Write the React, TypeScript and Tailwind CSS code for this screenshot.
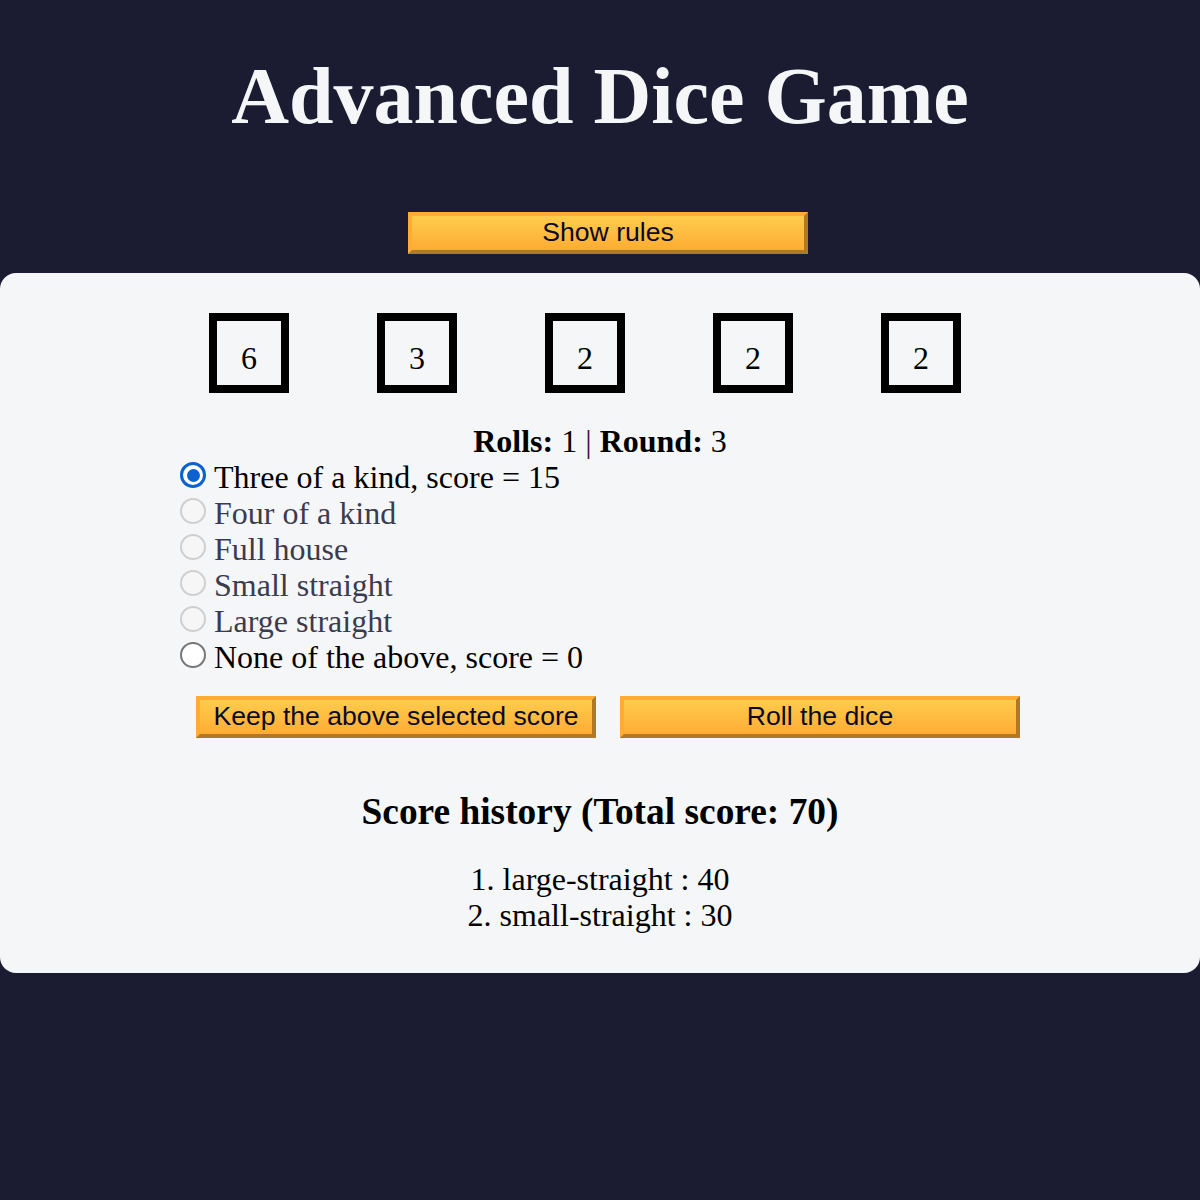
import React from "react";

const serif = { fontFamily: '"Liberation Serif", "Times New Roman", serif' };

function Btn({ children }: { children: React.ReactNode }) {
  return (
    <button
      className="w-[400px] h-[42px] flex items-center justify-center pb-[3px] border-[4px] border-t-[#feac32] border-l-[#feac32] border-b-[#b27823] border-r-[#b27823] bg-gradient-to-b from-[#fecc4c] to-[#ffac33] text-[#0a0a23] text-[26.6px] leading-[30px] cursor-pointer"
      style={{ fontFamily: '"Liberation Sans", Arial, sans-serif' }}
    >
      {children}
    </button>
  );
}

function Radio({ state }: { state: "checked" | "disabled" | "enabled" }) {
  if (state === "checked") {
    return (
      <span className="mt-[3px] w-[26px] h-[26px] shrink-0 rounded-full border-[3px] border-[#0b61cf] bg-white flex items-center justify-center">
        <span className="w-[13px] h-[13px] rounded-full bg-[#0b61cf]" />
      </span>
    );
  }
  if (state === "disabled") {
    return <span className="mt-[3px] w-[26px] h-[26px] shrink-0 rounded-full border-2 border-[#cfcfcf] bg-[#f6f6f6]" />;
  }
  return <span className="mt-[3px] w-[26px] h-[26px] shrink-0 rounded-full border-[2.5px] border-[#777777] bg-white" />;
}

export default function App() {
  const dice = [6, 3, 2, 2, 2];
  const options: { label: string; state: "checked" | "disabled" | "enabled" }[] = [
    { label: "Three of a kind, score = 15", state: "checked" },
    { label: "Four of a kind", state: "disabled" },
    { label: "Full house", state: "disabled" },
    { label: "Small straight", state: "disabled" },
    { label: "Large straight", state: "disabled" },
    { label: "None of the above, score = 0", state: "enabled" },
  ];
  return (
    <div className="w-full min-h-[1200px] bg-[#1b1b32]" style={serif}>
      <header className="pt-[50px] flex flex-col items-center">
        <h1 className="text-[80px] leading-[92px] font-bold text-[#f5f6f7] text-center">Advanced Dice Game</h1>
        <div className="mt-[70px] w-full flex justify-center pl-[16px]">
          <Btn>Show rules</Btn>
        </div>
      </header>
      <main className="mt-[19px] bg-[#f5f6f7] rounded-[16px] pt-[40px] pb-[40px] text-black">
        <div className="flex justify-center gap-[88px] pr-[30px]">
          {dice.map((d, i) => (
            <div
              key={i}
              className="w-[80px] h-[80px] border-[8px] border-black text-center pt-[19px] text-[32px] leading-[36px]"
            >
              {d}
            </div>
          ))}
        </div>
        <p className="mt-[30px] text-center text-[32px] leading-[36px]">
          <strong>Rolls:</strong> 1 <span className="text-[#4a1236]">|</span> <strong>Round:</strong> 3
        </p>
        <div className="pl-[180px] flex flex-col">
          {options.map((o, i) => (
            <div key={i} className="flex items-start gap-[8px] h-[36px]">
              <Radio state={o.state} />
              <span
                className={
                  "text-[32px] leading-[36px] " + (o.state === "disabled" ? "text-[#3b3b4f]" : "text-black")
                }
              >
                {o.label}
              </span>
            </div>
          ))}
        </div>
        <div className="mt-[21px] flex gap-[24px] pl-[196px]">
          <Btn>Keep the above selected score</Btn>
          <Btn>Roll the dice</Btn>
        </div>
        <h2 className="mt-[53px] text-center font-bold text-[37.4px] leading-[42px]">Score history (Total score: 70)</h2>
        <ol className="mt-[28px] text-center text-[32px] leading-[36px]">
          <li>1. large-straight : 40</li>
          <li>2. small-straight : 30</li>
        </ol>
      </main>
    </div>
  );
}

• _EXERCISE INSTRUCTIONS_
Set down the material exactly, every line of it, except for the pictures.

• _WORKED SOLUTION_
Write the React, TypeScript and Tailwind CSS code for this screenshot.
import React from "react";

const serif = { fontFamily: '"Liberation Serif", "Times New Roman", serif' };

function Btn({ children }: { children: React.ReactNode }) {
  return (
    <button
      className="w-[400px] h-[42px] flex items-center justify-center pb-[3px] border-[4px] border-t-[#feac32] border-l-[#feac32] border-b-[#b27823] border-r-[#b27823] bg-gradient-to-b from-[#fecc4c] to-[#ffac33] text-[#0a0a23] text-[26.6px] leading-[30px] cursor-pointer"
      style={{ fontFamily: '"Liberation Sans", Arial, sans-serif' }}
    >
      {children}
    </button>
  );
}

function Radio({ state }: { state: "checked" | "disabled" | "enabled" }) {
  if (state === "checked") {
    return (
      <span className="mt-[3px] w-[26px] h-[26px] shrink-0 rounded-full border-[3px] border-[#0b61cf] bg-white flex items-center justify-center">
        <span className="w-[13px] h-[13px] rounded-full bg-[#0b61cf]" />
      </span>
    );
  }
  if (state === "disabled") {
    return <span className="mt-[3px] w-[26px] h-[26px] shrink-0 rounded-full border-2 border-[#cfcfcf] bg-[#f6f6f6]" />;
  }
  return <span className="mt-[3px] w-[26px] h-[26px] shrink-0 rounded-full border-[2.5px] border-[#777777] bg-white" />;
}

export default function App() {
  const dice = [6, 3, 2, 2, 2];
  const options: { label: string; state: "checked" | "disabled" | "enabled" }[] = [
    { label: "Three of a kind, score = 15", state: "checked" },
    { label: "Four of a kind", state: "disabled" },
    { label: "Full house", state: "disabled" },
    { label: "Small straight", state: "disabled" },
    { label: "Large straight", state: "disabled" },
    { label: "None of the above, score = 0", state: "enabled" },
  ];
  return (
    <div className="w-full min-h-[1200px] bg-[#1b1b32]" style={serif}>
      <header className="pt-[50px] flex flex-col items-center">
        <h1 className="text-[80px] leading-[92px] font-bold text-[#f5f6f7] text-center">Advanced Dice Game</h1>
        <div className="mt-[70px] w-full flex justify-center pl-[16px]">
          <Btn>Show rules</Btn>
        </div>
      </header>
      <main className="mt-[19px] bg-[#f5f6f7] rounded-[16px] pt-[40px] pb-[40px] text-black">
        <div className="flex justify-center gap-[88px] pr-[30px]">
          {dice.map((d, i) => (
            <div
              key={i}
              className="w-[80px] h-[80px] border-[8px] border-black text-center pt-[19px] text-[32px] leading-[36px]"
            >
              {d}
            </div>
          ))}
        </div>
        <p className="mt-[30px] text-center text-[32px] leading-[36px]">
          <strong>Rolls:</strong> 1 <span className="text-[#4a1236]">|</span> <strong>Round:</strong> 3
        </p>
        <div className="pl-[180px] flex flex-col">
          {options.map((o, i) => (
            <div key={i} className="flex items-start gap-[8px] h-[36px]">
              <Radio state={o.state} />
              <span
                className={
                  "text-[32px] leading-[36px] " + (o.state === "disabled" ? "text-[#3b3b4f]" : "text-black")
                }
              >
                {o.label}
              </span>
            </div>
          ))}
        </div>
        <div className="mt-[21px] flex gap-[24px] pl-[196px]">
          <Btn>Keep the above selected score</Btn>
          <Btn>Roll the dice</Btn>
        </div>
        <h2 className="mt-[53px] text-center font-bold text-[37.4px] leading-[42px]">Score history (Total score: 70)</h2>
        <ol className="mt-[28px] text-center text-[32px] leading-[36px]">
          <li>1. large-straight : 40</li>
          <li>2. small-straight : 30</li>
        </ol>
      </main>
    </div>
  );
}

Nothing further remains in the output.